====== MATERIAL FOR THIS EXERCISE

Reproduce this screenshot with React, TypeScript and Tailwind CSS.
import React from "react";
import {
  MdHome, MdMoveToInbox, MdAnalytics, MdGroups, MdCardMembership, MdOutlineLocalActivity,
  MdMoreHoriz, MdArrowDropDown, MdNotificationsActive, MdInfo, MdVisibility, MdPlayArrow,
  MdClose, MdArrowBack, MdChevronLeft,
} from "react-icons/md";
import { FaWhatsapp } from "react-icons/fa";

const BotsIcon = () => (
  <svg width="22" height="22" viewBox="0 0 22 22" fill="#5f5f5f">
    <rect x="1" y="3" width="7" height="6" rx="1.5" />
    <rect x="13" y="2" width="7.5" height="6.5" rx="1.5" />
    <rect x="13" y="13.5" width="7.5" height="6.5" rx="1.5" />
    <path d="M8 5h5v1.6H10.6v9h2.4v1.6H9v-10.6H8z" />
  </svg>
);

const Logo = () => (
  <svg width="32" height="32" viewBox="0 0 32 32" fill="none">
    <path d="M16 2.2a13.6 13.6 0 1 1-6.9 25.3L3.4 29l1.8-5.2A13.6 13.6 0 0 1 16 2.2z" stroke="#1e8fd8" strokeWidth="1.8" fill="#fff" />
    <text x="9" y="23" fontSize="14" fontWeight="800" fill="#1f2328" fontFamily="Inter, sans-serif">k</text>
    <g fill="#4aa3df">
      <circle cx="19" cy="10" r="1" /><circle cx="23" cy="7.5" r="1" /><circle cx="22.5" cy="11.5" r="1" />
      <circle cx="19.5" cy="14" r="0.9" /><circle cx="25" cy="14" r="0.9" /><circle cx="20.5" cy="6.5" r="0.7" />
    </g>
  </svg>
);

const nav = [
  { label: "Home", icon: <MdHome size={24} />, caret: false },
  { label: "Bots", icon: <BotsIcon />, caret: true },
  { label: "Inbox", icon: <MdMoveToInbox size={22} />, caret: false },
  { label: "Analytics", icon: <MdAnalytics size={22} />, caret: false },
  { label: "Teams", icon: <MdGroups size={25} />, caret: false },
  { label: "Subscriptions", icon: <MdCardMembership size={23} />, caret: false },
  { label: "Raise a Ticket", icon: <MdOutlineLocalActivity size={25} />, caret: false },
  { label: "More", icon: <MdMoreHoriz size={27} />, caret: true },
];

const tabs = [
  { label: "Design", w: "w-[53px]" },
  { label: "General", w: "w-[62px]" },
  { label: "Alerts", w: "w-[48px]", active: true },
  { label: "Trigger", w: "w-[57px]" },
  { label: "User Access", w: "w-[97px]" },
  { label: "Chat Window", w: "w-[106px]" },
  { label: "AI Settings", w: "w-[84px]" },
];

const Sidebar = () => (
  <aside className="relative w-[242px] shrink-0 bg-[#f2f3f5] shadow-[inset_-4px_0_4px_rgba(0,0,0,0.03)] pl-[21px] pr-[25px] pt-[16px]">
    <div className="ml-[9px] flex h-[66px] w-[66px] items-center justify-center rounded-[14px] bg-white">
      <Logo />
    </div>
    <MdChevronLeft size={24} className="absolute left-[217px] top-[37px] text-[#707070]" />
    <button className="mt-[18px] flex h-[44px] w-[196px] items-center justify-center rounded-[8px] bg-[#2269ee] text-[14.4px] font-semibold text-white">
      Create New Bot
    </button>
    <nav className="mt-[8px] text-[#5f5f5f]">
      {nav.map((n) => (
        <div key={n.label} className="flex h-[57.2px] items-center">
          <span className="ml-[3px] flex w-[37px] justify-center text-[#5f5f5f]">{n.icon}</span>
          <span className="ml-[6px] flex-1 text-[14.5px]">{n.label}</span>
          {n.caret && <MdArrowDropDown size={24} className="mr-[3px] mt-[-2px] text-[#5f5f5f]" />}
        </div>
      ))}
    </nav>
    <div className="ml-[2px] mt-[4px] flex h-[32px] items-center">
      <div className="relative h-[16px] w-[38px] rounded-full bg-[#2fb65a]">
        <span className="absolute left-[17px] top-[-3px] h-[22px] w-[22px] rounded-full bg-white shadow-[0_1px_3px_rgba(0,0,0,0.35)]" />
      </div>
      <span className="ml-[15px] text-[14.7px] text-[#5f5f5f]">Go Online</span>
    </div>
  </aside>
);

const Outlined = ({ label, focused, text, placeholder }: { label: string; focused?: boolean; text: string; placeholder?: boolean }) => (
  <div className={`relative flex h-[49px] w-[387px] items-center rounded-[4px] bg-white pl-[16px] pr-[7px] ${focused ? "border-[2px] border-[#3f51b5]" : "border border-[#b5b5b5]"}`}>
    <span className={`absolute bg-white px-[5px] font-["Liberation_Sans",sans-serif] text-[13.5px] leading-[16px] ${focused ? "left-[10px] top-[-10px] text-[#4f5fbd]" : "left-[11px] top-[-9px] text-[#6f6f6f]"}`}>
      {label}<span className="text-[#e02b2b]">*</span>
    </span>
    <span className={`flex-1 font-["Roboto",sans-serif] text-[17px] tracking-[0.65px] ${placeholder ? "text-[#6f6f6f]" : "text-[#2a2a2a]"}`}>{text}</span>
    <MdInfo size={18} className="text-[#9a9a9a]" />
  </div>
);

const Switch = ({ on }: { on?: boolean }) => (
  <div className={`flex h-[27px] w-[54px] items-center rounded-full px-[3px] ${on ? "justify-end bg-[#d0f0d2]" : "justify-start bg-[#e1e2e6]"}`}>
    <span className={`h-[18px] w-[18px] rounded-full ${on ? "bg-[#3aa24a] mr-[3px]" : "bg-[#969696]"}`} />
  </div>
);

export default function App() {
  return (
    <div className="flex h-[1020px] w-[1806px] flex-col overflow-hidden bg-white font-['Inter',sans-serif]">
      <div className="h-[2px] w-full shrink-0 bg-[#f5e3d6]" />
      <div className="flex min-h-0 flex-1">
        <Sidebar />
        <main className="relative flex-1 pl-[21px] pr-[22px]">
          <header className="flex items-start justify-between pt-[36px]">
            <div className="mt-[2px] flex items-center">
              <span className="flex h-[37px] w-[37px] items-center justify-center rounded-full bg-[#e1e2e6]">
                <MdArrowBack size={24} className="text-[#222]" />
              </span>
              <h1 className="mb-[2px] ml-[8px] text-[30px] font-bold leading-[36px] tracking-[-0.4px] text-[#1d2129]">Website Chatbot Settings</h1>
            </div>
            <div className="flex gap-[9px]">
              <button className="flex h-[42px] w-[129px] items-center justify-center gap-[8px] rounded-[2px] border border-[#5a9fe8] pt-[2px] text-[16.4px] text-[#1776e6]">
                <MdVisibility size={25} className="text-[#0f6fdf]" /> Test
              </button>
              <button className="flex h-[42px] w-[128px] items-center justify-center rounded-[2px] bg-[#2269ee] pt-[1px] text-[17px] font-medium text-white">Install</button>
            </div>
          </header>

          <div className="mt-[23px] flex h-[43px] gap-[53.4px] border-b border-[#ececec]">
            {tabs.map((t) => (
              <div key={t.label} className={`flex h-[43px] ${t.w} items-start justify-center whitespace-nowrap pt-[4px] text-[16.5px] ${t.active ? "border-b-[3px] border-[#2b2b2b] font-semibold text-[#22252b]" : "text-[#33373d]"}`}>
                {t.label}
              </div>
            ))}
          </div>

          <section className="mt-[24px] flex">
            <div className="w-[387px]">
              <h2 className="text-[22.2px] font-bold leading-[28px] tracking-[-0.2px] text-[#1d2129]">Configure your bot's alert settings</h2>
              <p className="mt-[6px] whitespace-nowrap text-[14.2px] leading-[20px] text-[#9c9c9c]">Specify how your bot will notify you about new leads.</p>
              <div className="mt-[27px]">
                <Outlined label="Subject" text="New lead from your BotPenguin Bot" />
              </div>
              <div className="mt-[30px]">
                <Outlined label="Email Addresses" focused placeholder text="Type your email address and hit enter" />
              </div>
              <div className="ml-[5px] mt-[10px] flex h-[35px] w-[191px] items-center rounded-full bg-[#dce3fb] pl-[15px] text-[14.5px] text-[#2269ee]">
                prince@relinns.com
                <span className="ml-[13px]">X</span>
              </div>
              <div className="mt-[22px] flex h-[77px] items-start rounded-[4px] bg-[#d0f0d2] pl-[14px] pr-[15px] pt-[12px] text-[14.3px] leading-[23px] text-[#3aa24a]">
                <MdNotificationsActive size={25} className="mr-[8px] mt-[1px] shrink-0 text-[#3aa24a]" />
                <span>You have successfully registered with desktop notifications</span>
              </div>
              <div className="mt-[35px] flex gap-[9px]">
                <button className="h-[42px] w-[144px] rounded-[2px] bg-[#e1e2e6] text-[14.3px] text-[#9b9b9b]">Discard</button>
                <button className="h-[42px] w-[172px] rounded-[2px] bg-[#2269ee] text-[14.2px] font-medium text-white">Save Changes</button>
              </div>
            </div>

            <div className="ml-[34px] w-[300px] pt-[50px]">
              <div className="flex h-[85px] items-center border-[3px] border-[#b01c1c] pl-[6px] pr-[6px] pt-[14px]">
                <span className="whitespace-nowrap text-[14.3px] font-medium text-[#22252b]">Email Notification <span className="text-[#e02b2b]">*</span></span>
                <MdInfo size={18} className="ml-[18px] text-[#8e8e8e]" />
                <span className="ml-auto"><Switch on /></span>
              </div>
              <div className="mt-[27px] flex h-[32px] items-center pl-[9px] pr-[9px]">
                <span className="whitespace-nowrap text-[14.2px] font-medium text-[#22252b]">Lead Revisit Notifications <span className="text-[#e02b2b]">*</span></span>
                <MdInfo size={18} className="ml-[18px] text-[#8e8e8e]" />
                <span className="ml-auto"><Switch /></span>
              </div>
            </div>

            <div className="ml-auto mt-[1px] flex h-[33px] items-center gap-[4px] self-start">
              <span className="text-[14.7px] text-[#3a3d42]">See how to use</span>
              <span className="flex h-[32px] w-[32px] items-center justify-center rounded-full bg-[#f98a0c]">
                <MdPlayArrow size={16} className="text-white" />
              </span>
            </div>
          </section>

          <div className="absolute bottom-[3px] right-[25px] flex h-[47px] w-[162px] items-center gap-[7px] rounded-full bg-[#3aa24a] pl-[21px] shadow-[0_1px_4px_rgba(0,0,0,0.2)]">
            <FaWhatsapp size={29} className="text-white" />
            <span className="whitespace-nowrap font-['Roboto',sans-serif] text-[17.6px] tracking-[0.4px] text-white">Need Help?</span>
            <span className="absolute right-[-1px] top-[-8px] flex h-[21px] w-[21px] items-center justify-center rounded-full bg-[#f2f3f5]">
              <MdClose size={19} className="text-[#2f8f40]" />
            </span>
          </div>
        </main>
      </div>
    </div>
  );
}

============
====== MATERIAL FOR THIS EXERCISE

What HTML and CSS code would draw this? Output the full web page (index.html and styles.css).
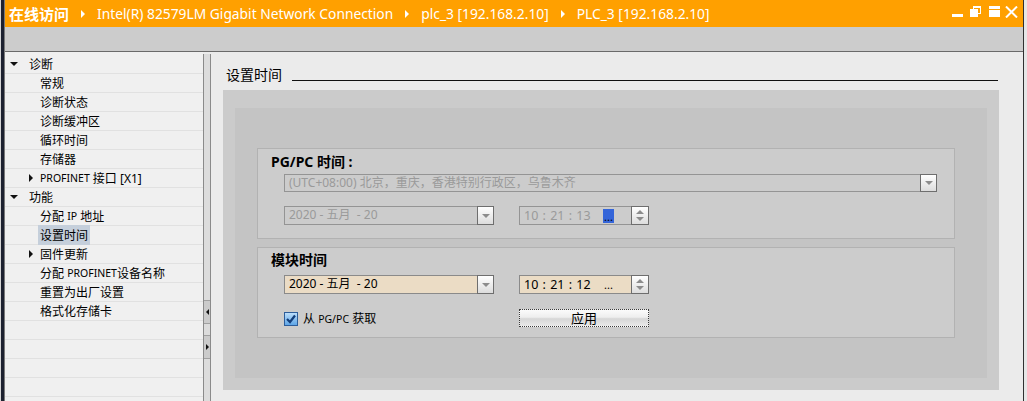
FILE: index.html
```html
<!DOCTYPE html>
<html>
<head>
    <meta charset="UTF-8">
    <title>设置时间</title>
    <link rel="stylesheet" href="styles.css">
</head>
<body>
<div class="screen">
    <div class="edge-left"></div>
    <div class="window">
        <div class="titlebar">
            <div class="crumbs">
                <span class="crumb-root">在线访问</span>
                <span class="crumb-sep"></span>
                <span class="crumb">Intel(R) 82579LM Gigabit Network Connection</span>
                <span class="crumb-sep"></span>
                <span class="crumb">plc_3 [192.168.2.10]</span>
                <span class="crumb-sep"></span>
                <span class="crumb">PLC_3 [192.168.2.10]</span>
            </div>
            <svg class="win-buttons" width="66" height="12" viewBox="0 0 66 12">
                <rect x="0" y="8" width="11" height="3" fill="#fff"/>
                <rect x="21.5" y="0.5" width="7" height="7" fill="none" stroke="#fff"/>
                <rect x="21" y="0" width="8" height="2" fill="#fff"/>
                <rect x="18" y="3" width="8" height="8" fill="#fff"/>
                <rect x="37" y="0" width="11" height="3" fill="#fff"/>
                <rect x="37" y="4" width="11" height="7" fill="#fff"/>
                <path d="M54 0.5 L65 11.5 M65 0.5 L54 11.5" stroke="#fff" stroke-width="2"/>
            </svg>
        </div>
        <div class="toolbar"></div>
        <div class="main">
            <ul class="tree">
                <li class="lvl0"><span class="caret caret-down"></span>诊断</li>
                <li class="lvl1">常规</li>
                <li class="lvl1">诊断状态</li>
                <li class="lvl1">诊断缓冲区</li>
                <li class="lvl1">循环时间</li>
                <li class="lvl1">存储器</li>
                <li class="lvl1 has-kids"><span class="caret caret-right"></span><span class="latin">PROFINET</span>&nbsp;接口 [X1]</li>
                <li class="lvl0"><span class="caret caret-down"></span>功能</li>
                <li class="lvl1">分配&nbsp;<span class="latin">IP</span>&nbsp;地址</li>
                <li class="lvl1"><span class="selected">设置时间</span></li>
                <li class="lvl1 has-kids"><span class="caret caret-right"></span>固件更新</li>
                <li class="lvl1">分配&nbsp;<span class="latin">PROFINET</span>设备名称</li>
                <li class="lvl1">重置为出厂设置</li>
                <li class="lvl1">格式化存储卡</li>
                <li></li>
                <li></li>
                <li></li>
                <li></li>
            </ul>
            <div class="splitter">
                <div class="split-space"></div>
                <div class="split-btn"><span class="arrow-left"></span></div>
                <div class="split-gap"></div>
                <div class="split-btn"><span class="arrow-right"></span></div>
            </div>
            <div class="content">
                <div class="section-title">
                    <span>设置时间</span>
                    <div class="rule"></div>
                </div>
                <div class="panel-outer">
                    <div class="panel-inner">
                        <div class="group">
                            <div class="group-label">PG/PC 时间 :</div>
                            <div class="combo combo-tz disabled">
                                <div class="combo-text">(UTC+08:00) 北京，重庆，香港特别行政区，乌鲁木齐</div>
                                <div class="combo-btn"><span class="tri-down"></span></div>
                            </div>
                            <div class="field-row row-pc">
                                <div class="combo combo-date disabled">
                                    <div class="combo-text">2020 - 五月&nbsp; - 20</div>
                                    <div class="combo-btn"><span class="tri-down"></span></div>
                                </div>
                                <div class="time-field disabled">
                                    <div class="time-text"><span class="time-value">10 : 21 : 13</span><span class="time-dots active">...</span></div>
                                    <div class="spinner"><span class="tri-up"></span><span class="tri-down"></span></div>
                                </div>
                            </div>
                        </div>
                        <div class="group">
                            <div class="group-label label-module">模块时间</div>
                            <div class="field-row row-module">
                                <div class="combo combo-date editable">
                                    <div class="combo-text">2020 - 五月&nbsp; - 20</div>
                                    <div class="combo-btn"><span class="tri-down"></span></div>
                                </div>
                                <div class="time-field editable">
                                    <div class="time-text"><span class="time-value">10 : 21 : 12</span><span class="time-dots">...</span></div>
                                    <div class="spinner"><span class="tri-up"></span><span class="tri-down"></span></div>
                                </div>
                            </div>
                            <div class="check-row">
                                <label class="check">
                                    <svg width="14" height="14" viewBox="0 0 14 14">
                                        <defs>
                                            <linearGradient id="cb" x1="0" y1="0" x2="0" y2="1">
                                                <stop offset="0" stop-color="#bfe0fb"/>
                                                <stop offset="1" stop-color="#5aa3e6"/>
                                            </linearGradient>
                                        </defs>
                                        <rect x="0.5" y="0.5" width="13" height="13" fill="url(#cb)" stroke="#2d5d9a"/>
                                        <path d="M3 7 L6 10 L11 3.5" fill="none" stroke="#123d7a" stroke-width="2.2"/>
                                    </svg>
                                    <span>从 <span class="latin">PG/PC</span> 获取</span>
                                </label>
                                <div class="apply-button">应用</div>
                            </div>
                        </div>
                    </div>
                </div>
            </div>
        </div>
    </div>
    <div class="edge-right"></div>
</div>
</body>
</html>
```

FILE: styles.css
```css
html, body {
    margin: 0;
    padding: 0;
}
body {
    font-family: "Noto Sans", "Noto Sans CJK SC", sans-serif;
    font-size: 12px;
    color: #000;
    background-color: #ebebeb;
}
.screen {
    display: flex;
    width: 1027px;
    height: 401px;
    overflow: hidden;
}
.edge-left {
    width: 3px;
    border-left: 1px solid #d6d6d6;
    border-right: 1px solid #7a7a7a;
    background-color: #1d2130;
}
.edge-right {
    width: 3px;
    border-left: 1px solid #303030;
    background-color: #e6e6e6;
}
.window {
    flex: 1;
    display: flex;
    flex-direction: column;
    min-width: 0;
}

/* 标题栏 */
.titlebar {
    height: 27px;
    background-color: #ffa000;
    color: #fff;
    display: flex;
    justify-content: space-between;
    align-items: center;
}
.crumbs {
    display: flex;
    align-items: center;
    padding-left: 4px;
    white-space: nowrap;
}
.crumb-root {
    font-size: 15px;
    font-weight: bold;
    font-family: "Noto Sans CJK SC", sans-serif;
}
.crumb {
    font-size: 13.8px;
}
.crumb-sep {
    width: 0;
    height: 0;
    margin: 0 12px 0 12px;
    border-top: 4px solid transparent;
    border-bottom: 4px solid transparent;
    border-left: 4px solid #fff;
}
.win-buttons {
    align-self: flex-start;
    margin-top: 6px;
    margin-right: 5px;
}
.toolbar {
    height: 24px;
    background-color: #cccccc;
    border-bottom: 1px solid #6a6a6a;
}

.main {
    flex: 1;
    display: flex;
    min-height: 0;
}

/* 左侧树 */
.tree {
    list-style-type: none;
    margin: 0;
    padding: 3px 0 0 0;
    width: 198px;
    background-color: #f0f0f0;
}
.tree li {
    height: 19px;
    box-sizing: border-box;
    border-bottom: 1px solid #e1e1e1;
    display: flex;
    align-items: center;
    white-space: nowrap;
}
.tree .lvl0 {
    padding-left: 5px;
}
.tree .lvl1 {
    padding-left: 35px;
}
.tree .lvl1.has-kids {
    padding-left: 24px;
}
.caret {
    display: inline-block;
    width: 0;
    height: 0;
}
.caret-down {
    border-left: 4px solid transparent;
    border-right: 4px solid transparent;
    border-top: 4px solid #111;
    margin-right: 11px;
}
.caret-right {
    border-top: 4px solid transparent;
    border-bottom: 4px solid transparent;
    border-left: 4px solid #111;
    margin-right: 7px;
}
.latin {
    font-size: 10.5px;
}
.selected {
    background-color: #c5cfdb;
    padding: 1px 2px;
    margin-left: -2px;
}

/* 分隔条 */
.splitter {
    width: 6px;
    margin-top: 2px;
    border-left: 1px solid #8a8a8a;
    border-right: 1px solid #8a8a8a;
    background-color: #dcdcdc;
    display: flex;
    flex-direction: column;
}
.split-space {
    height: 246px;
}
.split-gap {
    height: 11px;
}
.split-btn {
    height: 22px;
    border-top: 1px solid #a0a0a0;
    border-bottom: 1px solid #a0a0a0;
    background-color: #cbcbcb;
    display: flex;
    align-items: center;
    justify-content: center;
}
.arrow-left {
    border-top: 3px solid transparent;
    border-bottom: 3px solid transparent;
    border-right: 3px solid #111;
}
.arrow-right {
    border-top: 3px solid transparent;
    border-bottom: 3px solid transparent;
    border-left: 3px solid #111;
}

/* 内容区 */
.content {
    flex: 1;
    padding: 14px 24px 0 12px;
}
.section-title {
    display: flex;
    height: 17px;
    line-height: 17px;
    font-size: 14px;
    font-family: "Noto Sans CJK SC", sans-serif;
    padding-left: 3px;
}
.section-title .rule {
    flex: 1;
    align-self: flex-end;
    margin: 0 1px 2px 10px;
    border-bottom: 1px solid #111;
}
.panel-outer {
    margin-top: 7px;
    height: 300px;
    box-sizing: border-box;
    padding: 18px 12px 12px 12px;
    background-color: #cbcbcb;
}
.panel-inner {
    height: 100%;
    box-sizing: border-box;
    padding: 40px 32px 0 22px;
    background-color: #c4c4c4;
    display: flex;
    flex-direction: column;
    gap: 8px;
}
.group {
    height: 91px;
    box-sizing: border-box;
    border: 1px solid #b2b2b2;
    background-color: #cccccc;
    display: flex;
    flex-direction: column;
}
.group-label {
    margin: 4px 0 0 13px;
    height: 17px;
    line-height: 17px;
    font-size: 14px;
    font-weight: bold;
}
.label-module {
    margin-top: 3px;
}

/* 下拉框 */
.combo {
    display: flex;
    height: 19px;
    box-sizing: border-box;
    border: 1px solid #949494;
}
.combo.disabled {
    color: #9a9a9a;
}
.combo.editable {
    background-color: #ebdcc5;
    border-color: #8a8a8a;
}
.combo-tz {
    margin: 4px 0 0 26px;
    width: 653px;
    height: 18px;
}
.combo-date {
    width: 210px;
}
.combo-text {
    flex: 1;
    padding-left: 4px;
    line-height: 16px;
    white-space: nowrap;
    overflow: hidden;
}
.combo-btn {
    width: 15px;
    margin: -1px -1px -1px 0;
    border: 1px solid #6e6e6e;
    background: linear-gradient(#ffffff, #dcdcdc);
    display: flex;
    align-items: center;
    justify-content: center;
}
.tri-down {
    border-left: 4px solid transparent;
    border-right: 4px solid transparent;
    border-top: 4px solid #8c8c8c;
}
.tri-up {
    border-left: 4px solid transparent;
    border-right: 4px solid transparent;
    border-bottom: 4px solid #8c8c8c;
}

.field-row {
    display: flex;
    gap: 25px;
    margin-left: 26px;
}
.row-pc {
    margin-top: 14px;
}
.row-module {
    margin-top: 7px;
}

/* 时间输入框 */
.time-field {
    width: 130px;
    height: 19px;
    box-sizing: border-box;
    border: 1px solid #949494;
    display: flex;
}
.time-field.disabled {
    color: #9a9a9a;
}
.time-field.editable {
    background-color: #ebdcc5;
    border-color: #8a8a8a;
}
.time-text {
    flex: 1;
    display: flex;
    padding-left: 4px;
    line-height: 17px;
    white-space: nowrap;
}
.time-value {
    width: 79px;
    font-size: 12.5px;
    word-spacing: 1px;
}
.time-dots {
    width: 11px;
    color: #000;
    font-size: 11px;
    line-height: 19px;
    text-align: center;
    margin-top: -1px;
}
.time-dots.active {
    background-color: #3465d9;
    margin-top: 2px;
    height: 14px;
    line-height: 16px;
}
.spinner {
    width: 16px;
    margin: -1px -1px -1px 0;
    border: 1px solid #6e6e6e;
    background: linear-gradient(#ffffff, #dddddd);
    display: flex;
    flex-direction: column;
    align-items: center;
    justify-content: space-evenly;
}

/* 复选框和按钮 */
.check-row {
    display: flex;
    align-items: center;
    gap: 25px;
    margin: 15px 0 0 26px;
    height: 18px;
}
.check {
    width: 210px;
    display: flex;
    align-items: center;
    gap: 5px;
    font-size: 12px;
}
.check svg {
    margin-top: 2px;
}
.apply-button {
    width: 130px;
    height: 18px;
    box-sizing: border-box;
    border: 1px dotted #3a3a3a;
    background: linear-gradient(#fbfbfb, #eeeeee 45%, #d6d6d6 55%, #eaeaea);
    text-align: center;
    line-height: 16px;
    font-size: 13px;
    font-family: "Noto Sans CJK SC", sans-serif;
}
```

============

* _SET TASK_: Copy every line of the entries above in which "styles" occurs.

* _COMPLETED EXERCISE_:
What HTML and CSS code would draw this? Output the full web page (index.html and styles.css).
    <link rel="stylesheet" href="styles.css">
FILE: styles.css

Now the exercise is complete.